The Panamera’s interior has also been completely reworked. The majority of the traditional buttons that festooned the centre console on the old car have been done away with. Touch-sensitive buttons housed in smart-looking black panel surfacing now control the majority of the Panamera’s fixtures and fittings.
Although these new controls may not be as easy to use (or find) while on the move as traditional buttons are, they certainly make for an incredibly attractive and luxurious-feeling cabin. The Panamera’s interior more than makes up for any misgivings the car’s exterior might inspire.
Those features that aren’t operated through the buttons on the centre console are controlled through the new 12.3-inch touchscreen in the centre of the dash — even the air conditioning. Other features controlled via this large, responsive screen include the online sat nav, Apple Carplay integration, and chassis set-up controls, to name but a few.
SPACE AND PRACTICALITY Like any vehicle that caters towards the premium end of the saloon car section of the market, the Panamera will certainly not leave you wanting for space on the inside.
Don’t be fooled into thinking that the 20mm reduction in roof line height above the rear passenger compartment has infringed on space, as Porsche claims there is now more headroom available for back seat passengers than ever before.
This is a win-win situation, as the lower roof line makes the car appear longer, lower and ultimately, better looking. Rear passengers also won’t feel shortchanged when it comes to headroom. As you would expect from a car of this nature, rear legroom is plentiful.
From a practicality point of view, the Panamera has been improved yet again. Boot space is up by 50 litres over the old model, reaching 495 litres with the rear seats in place. Fold the back seats down and this figure is increased to 1,304 litres of luggage capacity.
BEHIND THE WHEEL One thing rapidly becomes apparent the moment you set off in the Panamera Turbo: the huge amount of power the 4.0-litre V8 is capable of putting down on the road. Producing 543bhp, this new engine helps shift the car from 0-62mph in 3.8 seconds and on to a top speed of 190mph.
In a car this vast, experiencing such acceleration feels rather surreal, yet incredibly addictive. There is the tiniest amount of turbo lag when you first plant your foot, but as soon as the turbos kick in you’ll find yourself rocketing up to speeds that certainly wouldn’t please the local constabulary. While the V8 doesn’t make the angriest or most exciting noise in the world, at the end of the day it’s still a V8, which means it sounds good — if a little reserved.

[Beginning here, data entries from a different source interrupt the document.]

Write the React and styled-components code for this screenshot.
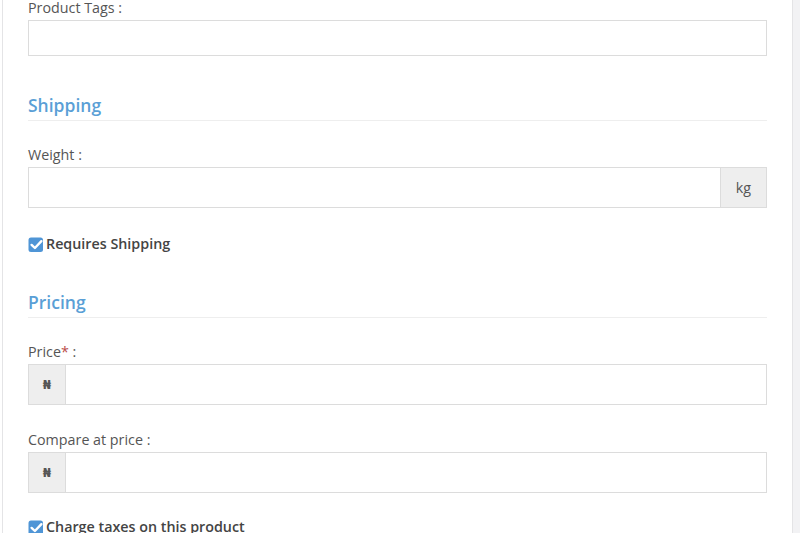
import React from "react";
import styled, { createGlobalStyle } from "styled-components";

const Global = createGlobalStyle`
  html, body { margin: 0; padding: 0; background: #ffffff; }
  body { font-family: "Open Sans", "Noto Sans", sans-serif; color: #555; overflow: hidden; }
  * { box-sizing: border-box; }
`;

const Page = styled.div`
  display: flex;
  min-height: 533px;
  padding-left: 2px;
`;

const Panel = styled.div`
  flex: 1;
  border-left: 1px solid #e4e4e6;
  border-right: 1px solid #e4e4e6;
  padding: 0 25px;
  margin-top: -2px;
`;

const Strip = styled.div`
  width: 7px;
  background: #f2f2f4;
`;

const Group = styled.div`
  margin-bottom: ${(p) => p.$mb ?? 25}px;
`;

const Label = styled.div`
  font-size: 14.3px;
  line-height: 20px;
  color: #555;
  margin-bottom: 2px;
`;

const Req = styled.span`
  color: #b94a48;
`;

const TextInput = styled.div`
  height: 36px;
  border: 1px solid #dcdcdc;
  background: #fff;
`;

const InputGroup = styled.div`
  display: flex;
  height: 41px;
  border: 1px solid #dcdcdc;
  background: #fff;
`;

const Field = styled.div`
  flex: 1;
`;

const Addon = styled.div`
  width: ${(p) => p.$w}px;
  display: flex;
  align-items: center;
  justify-content: center;
  background: #eeeeee;
  ${(p) => (p.$side === "left" ? "border-right" : "border-left")}: 1px solid #dcdcdc;
  font-size: ${(p) => p.$fs}px;
  font-weight: ${(p) => p.$fw};
  color: #555;
  font-family: ${(p) => (p.$naira ? '"DejaVu Sans", sans-serif' : '"Open Sans", sans-serif')};
`;

const Heading = styled.h3`
  margin: ${(p) => p.$mt}px 0 24px;
  padding-bottom: 4px;
  font-size: 17.5px;
  line-height: 22px;
  font-weight: 600;
  color: #5a9fd6;
  border-bottom: 1px solid #eeeeee;
`;

const Check = styled.div`
  display: flex;
  align-items: center;
  gap: 0;
  font-size: 14.3px;
  line-height: 20px;
  font-weight: 600;
  color: #444;
`;

const CheckIcon = () => (
  <svg width="18" height="17" viewBox="0 0 18 17" aria-hidden="true">
    <rect x="0.5" y="1.5" width="14.5" height="14.5" rx="2.5" fill="#4f95d6" />
    <path d="M3.6 8.9 L6.9 12 L13.4 5.2" fill="none" stroke="#fff" strokeWidth="2.4" strokeLinecap="round" strokeLinejoin="round" />
  </svg>
);

export default function App() {
  return (
    <>
      <Global />
      <Page>
        <Panel>
          <Group $mb={0}>
            <Label>Product Tags :</Label>
            <TextInput />
          </Group>

          <Heading $mt={38}>Shipping</Heading>

          <Group $mb={26}>
            <Label>Weight :</Label>
            <InputGroup>
              <Field />
              <Addon $w={46} $fs={14.3} $fw={400}>kg</Addon>
            </InputGroup>
          </Group>

          <Check>
            <CheckIcon />
            Requires Shipping
          </Check>

          <Heading $mt={37}>Pricing</Heading>

          <Group>
            <Label>
              Price<Req>*</Req> :
            </Label>
            <InputGroup>
              <Addon $side="left" $w={37} $fs={12} $fw={700} $naira>₦</Addon>
              <Field />
            </InputGroup>
          </Group>

          <Group $mb={24}>
            <Label>Compare at price :</Label>
            <InputGroup>
              <Addon $side="left" $w={37} $fs={12} $fw={700} $naira>₦</Addon>
              <Field />
            </InputGroup>
          </Group>

          <Check>
            <CheckIcon />
            Charge taxes on this product
          </Check>
        </Panel>
        <Strip />
      </Page>
    </>
  );
}
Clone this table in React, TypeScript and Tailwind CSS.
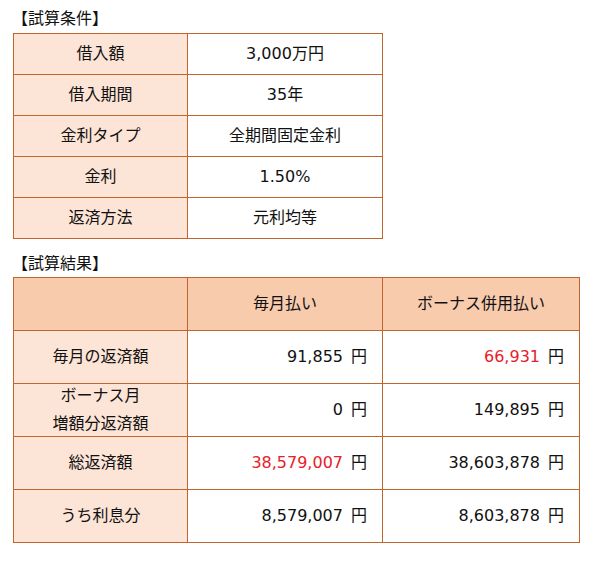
import React from "react";

const font = {
  fontFamily: '"DejaVu Sans", "Noto Sans CJK JP", sans-serif',
};

const conditions = [
  ["借入額", "3,000万円"],
  ["借入期間", "35年"],
  ["金利タイプ", "全期間固定金利"],
  ["金利", "1.50%"],
  ["返済方法", "元利均等"],
];

type Amount = { value: string; red?: boolean };

const results: { label: React.ReactNode; monthly: Amount; bonus: Amount }[] = [
  { label: "毎月の返済額", monthly: { value: "91,855" }, bonus: { value: "66,931", red: true } },
  {
    label: (
      <span className="leading-[28px]">
        ボーナス月
        <br />
        増額分返済額
      </span>
    ),
    monthly: { value: "0" },
    bonus: { value: "149,895" },
  },
  { label: "総返済額", monthly: { value: "38,579,007", red: true }, bonus: { value: "38,603,878" } },
  { label: "うち利息分", monthly: { value: "8,579,007" }, bonus: { value: "8,603,878" } },
];

const Yen = ({ a }: { a: Amount }) => (
  <div className="bg-white flex items-center justify-end pr-[15px]">
    <span className={a.red ? "text-[#e8202a]" : ""}>{a.value}</span>
    <span className="ml-[8px]">円</span>
  </div>
);

export default function App() {
  return (
    <div className="bg-white min-h-screen pt-[5px] px-[13px] text-[16px] text-[#111]" style={font}>
      {/* 試算条件 */}
      <div className="h-[28px] flex items-center -ml-[1px]">【試算条件】</div>
      <div className="grid grid-cols-[173px_194px] auto-rows-[40px] gap-px bg-[#c0652b] p-px w-fit">
        {conditions.map(([k, v]) => (
          <React.Fragment key={k}>
            <div className="bg-[#fce4d6] flex items-center justify-center">{k}</div>
            <div className="bg-white flex items-center justify-center">{v}</div>
          </React.Fragment>
        ))}
      </div>

      {/* 試算結果 */}
      <div className="mt-[11px] h-[27px] flex items-center -ml-[1px]">【試算結果】</div>
      <div className="grid grid-cols-[173px_194px_196px] auto-rows-[52px] gap-px bg-[#c0652b] p-px w-fit">
        <div className="bg-[#f8cbad]" />
        <div className="bg-[#f8cbad] flex items-center justify-center">毎月払い</div>
        <div className="bg-[#f8cbad] flex items-center justify-center">ボーナス併用払い</div>
        {results.map((r, i) => (
          <React.Fragment key={i}>
            <div className="bg-[#fce4d6] flex items-center justify-center text-center">{r.label}</div>
            <Yen a={r.monthly} />
            <Yen a={r.bonus} />
          </React.Fragment>
        ))}
      </div>
    </div>
  );
}
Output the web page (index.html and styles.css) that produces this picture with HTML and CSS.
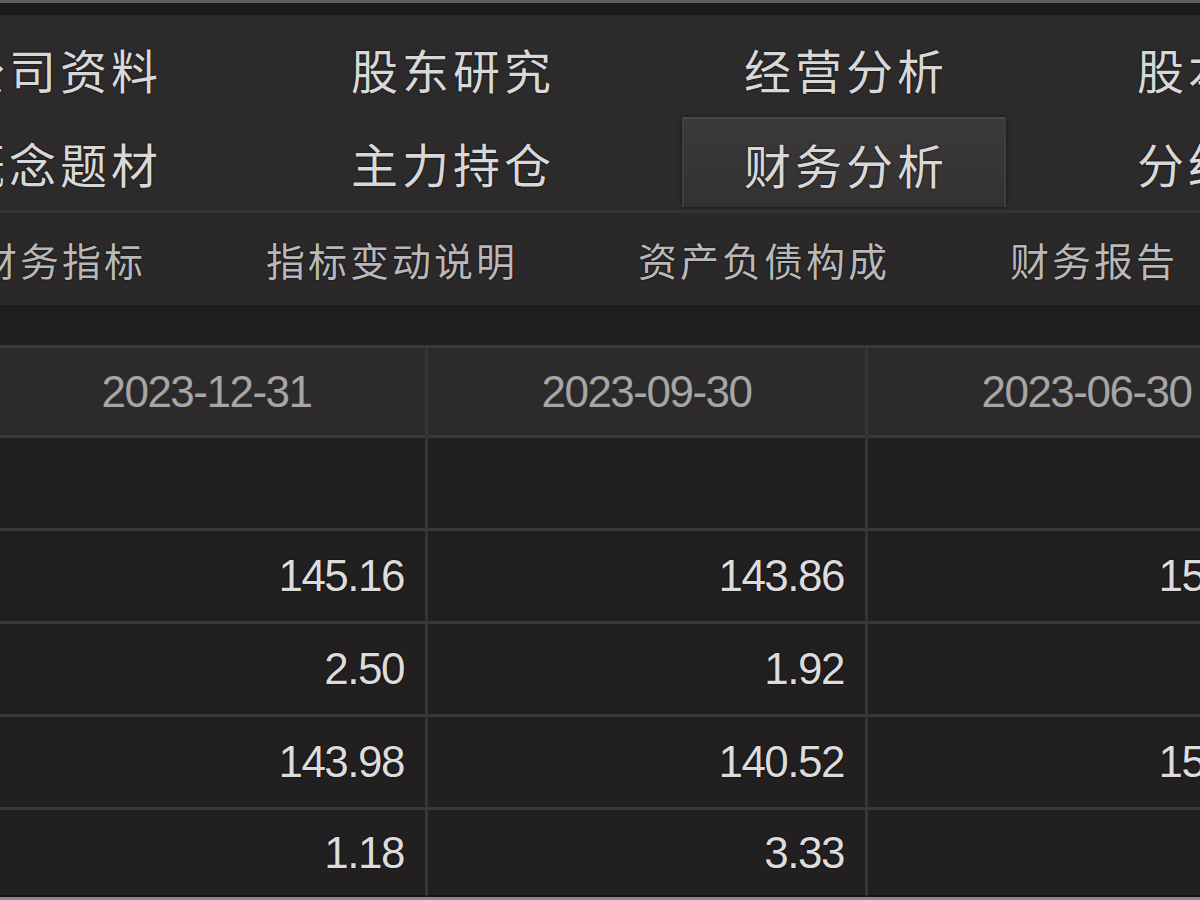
FILE: index.html
```html
<!DOCTYPE html>
<html lang="zh-CN">
<head>
  <meta charset="UTF-8" />
  <meta name="viewport" content="width=device-width, initial-scale=1.0"/>
  <title>财务分析</title>
  <link rel="stylesheet" href="styles.css">
</head>
<body>

  <div class="top-edge"></div>

  <nav class="tabs">
    <a class="tab">公司资料</a>
    <a class="tab">股东研究</a>
    <a class="tab">经营分析</a>
    <a class="tab">股本结构</a>
    <a class="tab">概念题材</a>
    <a class="tab">主力持仓</a>
    <a class="tab active">财务分析</a>
    <a class="tab">分红融资</a>
  </nav>

  <nav class="subnav">
    <a class="sub-item">财务指标</a>
    <a class="sub-item">指标变动说明</a>
    <a class="sub-item">资产负债构成</a>
    <a class="sub-item">财务报告</a>
  </nav>

  <div class="gap-band"></div>

  <table class="finance-table">
    <thead>
      <tr>
        <th>2023-12-31</th>
        <th>2023-09-30</th>
        <th>2023-06-30</th>
        <th>2023-03-31</th>
      </tr>
    </thead>
    <tbody>
      <tr>
        <td></td><td></td><td></td><td></td>
      </tr>
      <tr>
        <td>145.16</td><td>143.86</td><td>151.27</td><td>148.05</td>
      </tr>
      <tr>
        <td>2.50</td><td>1.92</td><td>1.64</td><td>0.87</td>
      </tr>
      <tr>
        <td>143.98</td><td>140.52</td><td>150.09</td><td>146.83</td>
      </tr>
      <tr class="last">
        <td>1.18</td><td>3.33</td><td>1.18</td><td>1.22</td>
      </tr>
    </tbody>
  </table>

  <div class="bottom-edge"></div>

</body>
</html>
```

FILE: styles.css
```css
:root {
  --panel: #2c2a2b;
  --panel-dark: #1f1d1e;
  --cell: #221f20;
  --head: #2c2a2b;
  --line: #3a3839;
  --tab-text: #d8d8d8;
  --sub-text: #b8b8b8;
  --head-text: #a6a6a6;
  --value-text: #dcdcdc;
}

* {
  box-sizing: border-box;
  margin: 0;
  padding: 0;
}

html, body {
  width: 1200px;
  height: 900px;
  overflow: hidden;
  background-color: var(--cell);
  font-family: "Noto Sans CJK SC", "Noto Sans", sans-serif;
}

.top-edge {
  height: 15px;
  border-top: 3px solid #5e5c5d;
  background-color: #1c1a1b;
}

/* main tabs, two rows of four */
.tabs {
  display: grid;
  grid-template-columns: repeat(4, 324px);
  grid-auto-rows: 90px;
  column-gap: 69px;
  row-gap: 4px;
  margin-left: -104px;
  width: 1600px;
  padding: 8px 0 3px;
  background-color: var(--panel);
  border-bottom: 3px solid #363435;
}

.tab {
  display: flex;
  align-items: center;
  justify-content: center;
  font-size: 47px;
  letter-spacing: 4px;
  padding-left: 4px;
  color: var(--tab-text);
  text-shadow: 0 0 2px #000;
  white-space: nowrap;
  cursor: pointer;
}

.tab.active {
  background: linear-gradient(#3b393a, #333132);
  border-top: 2px solid #474546;
  border-left: 2px solid #403e3f;
  border-right: 2px solid #3f3d3e;
  box-shadow: 0 0 4px rgba(0, 0, 0, 0.5);
}

/* second level links */
.subnav {
  display: flex;
  align-items: center;
  gap: 120px;
  height: 92px;
  margin-left: -22px;
  width: 1400px;
  background-color: #2a2829;
}

.sub-item {
  font-size: 39px;
  letter-spacing: 3px;
  color: var(--sub-text);
  text-shadow: 0 0 2px #000;
  white-space: nowrap;
  cursor: pointer;
}

.gap-band {
  height: 40px;
  background-color: var(--panel-dark);
}

/* report table */
.finance-table {
  table-layout: fixed;
  width: 1760px;
  margin-left: -12px;
  border-collapse: separate;
  border-spacing: 0;
  border-top: 3px solid var(--line);
  font-family: "Liberation Sans", Arial, sans-serif;
  font-size: 44px;
  letter-spacing: -1.5px;
}

.finance-table th,
.finance-table td {
  width: 440px;
  border-right: 3px solid #363435;
  border-bottom: 3px solid var(--line);
  white-space: nowrap;
}

.finance-table th {
  height: 90px;
  background-color: var(--head);
  color: var(--head-text);
  font-weight: normal;
  text-align: center;
}

.finance-table td {
  height: 93px;
  padding-right: 21px;
  background-color: var(--cell);
  color: var(--value-text);
  text-align: right;
  text-shadow: 0 0 2px #000;
}

.finance-table tr.last td {
  height: 87px;
  border-bottom: 2px solid #141213;
}

.bottom-edge {
  height: 3px;
  background-color: #8a8889;
}
```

The optional Sport Response button is also a great toy to play with, summoning the Panamera’s maximum power for 20 seconds. Once pressed, the engine’s response is dramatically sharpened, as is the shift ferocity of the PDK gearbox. This all adds up to you being thrown into the back of the comfortable, supportive seats.

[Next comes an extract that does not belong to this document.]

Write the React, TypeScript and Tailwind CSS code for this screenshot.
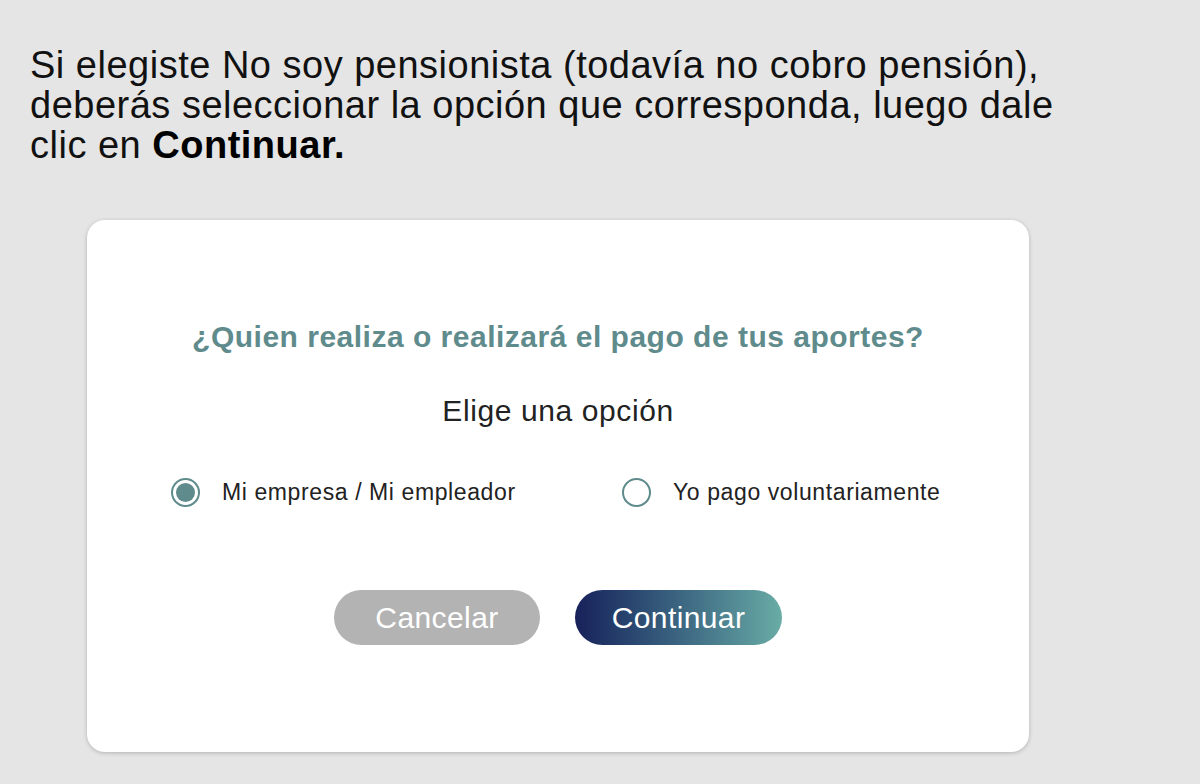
import { useState } from "react";

const font = { fontFamily: '"Liberation Sans", Arial, sans-serif' };

function Radio({ checked, label, onClick }: { checked: boolean; label: string; onClick: () => void }) {
  return (
    <button type="button" onClick={onClick} className="flex items-center gap-[22px] text-left">
      <span className="flex h-[29px] w-[29px] shrink-0 items-center justify-center rounded-full border-2 border-[#5f8b8c] bg-white">
        {checked && <span className="h-[19px] w-[19px] rounded-full bg-[#5f8b8c]" />}
      </span>
      <span className="text-[23px] leading-none tracking-[0.6px] text-[#222]">{label}</span>
    </button>
  );
}

export default function App() {
  const [payer, setPayer] = useState("empresa");

  return (
    <div className="min-h-[784px] w-full bg-[#e5e5e5] pt-[45px]" style={font}>
      <p className="pl-[30px] text-[38px] leading-[40px] tracking-[0.5px] text-[#111]">
        Si elegiste No soy pensionista (todavía no cobro pensión),
        <br />
        deberás seleccionar la opción que corresponda, luego dale
        <br />
        clic en <b className="font-bold text-black">Continuar.</b>
      </p>

      <div className="ml-[87px] mt-[55px] h-[532px] w-[942px] rounded-[18px] bg-white pt-[99px] shadow-[0_1px_4px_rgba(0,0,0,0.22)]">
        <h2 className="text-center text-[30px] font-bold leading-[36px] tracking-[0.5px] text-[#5f8b8c]">
          ¿Quien realiza o realizará el pago de tus aportes?
        </h2>
        <p className="mt-[38px] text-center text-[30px] leading-[36px] tracking-[0.6px] text-[#222]">Elige una opción</p>

        <div className="mt-[49px] flex items-center pl-[84px]">
          <div className="w-[451px]">
            <Radio checked={payer === "empresa"} label="Mi empresa / Mi empleador" onClick={() => setPayer("empresa")} />
          </div>
          <Radio checked={payer === "yo"} label="Yo pago voluntariamente" onClick={() => setPayer("yo")} />
        </div>

        <div className="mt-[83px] flex justify-center gap-[35px]">
          <button type="button" className="h-[55px] w-[206px] rounded-full bg-[#b3b3b3] text-[30px] tracking-[0.4px] text-white">
            Cancelar
          </button>
          <button
            type="button"
            className="h-[55px] w-[207px] rounded-full bg-gradient-to-r from-[#18215a] to-[#69aca5] text-[30px] tracking-[0.4px] text-white"
          >
            Continuar
          </button>
        </div>
      </div>
    </div>
  );
}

Through the corners, all-wheel drive coupled with the optional active rearwheel steering system we had on our test car mean you never really feel like you’re going to run out of grip. The car’s steering is also well weighted and gives a pleasing amount of feedback.
Trundling around town, the Panamera is incredibly refined and comfortable, with road noise kept to a minimum.
Put the car on the motorway and it’s much the same story. This is a great cruising machine, with wind noise being the only intrusion you might notice as you push on. That said, even at speeds of up to 125mph on the German autobahn you still won’t find the increased wind noise all that annoying.
VALUE FOR MONEY Compared with its closest rivals, the Panamera Turbo could almost be considered something of a bargain. Porsche throws in plenty of kit as standard for the £113,075 you’ll pay for a Panamera Turbo.
This includes features such as full leather upholstery, satellite navigation displayed on the large 12.3-inch touchscreen, DAB radio, Bluetooth and Apple Carplay for easy iphone connectivity. You can even make your Panamera a wireless hotspot for internet access on the fly.
Considering that a Maserati Quattroporte GTS or Mercedes-amg S63 will set you back at least £115,980 and £127,675 respectively, the Panamera does make a fairly strong case for itself. Be wary of Porsche’s infamously expensive options list, however...
WHO WOULD BUY ONE? The Panamera Turbo will appeal to anyone who is after a large, luxurious saloon that is both capable of ferrying them around in a composed and comfortable manner, yet powerful enough to give them a proper adrenaline rush when the mood takes them.
Remember, this car conquered the Nurburgring in 7 minutes 38 seconds, so if you want a car you can spend a day blasting around a track in before cruising leisurely back home, this could be the one for you.